Rachel speaks what she calls "choppy Hebrew" but has been picking up words at breakneck speed in the army. "All of my brain power is being used toward Hebrew," she says.
Her major accomplishment? "I had to give a 75-minute presentation on Greek mythology to my entire course in Hebrew, something I could do in English with ease - and I had no idea whether I was capable of doing it in Hebrew. But in the end, I did it."
Rachel's father, Harry, is an attorney, while her mother, Dianne, is a registered dietician working in a hospital counseling patients. She has a younger sister, Nina, 16. She grew up in a "strongly supportive Zionist home" that made her aliya much easier, she says.

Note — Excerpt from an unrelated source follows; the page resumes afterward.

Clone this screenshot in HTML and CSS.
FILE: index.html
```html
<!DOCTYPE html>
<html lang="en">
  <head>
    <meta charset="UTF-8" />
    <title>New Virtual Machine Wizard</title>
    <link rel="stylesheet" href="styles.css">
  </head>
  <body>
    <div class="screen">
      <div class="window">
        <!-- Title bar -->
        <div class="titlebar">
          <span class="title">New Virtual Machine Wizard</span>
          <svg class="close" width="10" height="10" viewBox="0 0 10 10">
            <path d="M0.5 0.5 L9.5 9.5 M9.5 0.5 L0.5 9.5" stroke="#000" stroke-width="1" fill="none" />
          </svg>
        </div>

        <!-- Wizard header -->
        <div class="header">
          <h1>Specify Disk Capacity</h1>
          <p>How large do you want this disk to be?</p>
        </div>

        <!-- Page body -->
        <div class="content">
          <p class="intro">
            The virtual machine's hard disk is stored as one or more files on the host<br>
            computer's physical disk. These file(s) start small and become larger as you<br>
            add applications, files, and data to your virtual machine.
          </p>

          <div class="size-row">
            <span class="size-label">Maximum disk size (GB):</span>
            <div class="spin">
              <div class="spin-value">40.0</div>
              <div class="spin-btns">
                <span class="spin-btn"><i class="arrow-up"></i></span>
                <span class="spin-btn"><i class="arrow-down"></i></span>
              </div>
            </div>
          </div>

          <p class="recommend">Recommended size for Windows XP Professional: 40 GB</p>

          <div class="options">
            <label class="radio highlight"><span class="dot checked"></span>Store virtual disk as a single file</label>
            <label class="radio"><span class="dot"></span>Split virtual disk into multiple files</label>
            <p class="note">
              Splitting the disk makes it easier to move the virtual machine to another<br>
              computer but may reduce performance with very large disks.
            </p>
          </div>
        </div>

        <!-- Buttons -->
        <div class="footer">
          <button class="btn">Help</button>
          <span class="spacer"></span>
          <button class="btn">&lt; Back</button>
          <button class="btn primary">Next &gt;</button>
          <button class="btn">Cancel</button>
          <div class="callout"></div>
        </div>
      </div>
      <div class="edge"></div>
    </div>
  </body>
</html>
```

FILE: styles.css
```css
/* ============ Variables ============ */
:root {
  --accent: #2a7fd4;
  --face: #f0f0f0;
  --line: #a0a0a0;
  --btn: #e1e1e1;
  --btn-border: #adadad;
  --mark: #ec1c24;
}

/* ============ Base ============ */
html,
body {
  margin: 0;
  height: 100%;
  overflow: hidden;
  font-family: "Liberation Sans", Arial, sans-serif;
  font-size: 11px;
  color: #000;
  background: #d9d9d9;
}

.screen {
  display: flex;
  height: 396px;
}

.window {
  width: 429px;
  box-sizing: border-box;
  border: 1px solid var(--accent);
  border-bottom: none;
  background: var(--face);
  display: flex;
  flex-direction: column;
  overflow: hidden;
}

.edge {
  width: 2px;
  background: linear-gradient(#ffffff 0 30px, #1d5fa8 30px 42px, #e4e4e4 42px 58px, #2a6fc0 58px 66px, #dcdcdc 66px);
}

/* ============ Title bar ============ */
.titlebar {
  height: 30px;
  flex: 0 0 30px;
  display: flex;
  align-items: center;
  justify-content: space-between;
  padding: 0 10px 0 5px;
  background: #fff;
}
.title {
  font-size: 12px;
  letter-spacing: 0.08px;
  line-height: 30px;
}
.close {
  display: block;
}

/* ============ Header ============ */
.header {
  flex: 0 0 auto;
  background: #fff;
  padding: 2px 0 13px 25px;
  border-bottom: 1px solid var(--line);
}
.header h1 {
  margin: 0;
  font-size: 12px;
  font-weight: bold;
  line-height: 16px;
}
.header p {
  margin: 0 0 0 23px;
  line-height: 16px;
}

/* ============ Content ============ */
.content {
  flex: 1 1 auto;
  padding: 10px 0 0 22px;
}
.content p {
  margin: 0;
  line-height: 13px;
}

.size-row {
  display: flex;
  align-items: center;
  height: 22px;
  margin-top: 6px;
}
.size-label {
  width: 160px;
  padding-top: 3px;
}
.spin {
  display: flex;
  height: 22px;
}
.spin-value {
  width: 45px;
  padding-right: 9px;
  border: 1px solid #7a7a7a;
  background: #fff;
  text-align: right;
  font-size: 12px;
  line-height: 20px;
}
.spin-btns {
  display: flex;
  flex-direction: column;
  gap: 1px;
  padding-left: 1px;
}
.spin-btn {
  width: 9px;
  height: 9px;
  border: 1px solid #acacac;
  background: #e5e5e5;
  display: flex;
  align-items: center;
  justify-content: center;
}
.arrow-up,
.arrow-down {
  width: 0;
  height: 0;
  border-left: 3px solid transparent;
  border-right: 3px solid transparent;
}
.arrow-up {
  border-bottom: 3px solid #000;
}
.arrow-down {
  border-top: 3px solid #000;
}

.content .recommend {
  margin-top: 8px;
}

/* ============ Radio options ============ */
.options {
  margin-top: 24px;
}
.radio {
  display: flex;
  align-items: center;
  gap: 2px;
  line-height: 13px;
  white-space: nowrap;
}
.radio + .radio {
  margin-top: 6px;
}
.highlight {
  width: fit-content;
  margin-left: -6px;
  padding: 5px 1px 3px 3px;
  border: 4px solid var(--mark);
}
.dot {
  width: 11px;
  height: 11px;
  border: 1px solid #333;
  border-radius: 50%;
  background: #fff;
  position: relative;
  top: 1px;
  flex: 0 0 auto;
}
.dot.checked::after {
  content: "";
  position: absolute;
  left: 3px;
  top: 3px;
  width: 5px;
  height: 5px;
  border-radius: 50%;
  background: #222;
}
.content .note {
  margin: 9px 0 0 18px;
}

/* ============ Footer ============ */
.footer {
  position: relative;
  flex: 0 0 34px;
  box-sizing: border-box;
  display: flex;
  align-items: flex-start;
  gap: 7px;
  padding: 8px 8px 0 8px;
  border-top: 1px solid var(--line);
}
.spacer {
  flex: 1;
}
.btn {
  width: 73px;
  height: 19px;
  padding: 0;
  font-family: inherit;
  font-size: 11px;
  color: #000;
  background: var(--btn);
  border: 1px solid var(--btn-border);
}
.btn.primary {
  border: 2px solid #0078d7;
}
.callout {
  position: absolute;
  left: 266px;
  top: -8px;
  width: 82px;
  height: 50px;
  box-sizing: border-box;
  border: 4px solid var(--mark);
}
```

Coming from a Conservative background to religious Sde Eliahu has posed some questions, as will the work at the secular Acre boarding school, "where they have discos for the kids Friday night."
"It's weird on my kibbutz because I come from a Conservative environment, so for me I can pray in a shul with a mehitza, but I'm completely comfortable not doing it, and I'd rather not because I'm very much of an egalitarian person," she says.
Talk of men and women praying together "shocks" the locals, she adds, and even many secular Israelis find it strange. "So there's that very big split here and I'm still trying to see where I fit in. I still want to stay very much a Conservative Jew."
She hopes to finish the army and then study advertisement design. In 20 years? "A family, kids, a job - working in art, doing what I love, and being happy and speaking Hebrew better."
While acknowledging she'll always "have a bit of me which is American" she feels more Israeli now that she's wearing a uniform. "The way people who knew me before see me now, they definitely see me as a more serious person. Because some people say yes, I want to make aliya, but in the end a lot of them don't... I made a big jump and I definitely fulfilled a dream."
Being an Israeli, besides her addiction to Pesek Zman candy bars, is "being pushy, being loud," which she doesn't see as bad things, but also her feeling of "pride in the country."
She wants to thank her great-grandfather for "planting the seeds" of her aliya, and stresses how important her parents' support has been. It's only been some six months, but already she feels she belongs, and that more than makes her whole experience worthwhile, even just the little things, she says: "Walking down the street, hearing Hebrew; knowing that I can be here and be a free person and an individual and have an opportunity to help this country - that makes me happy."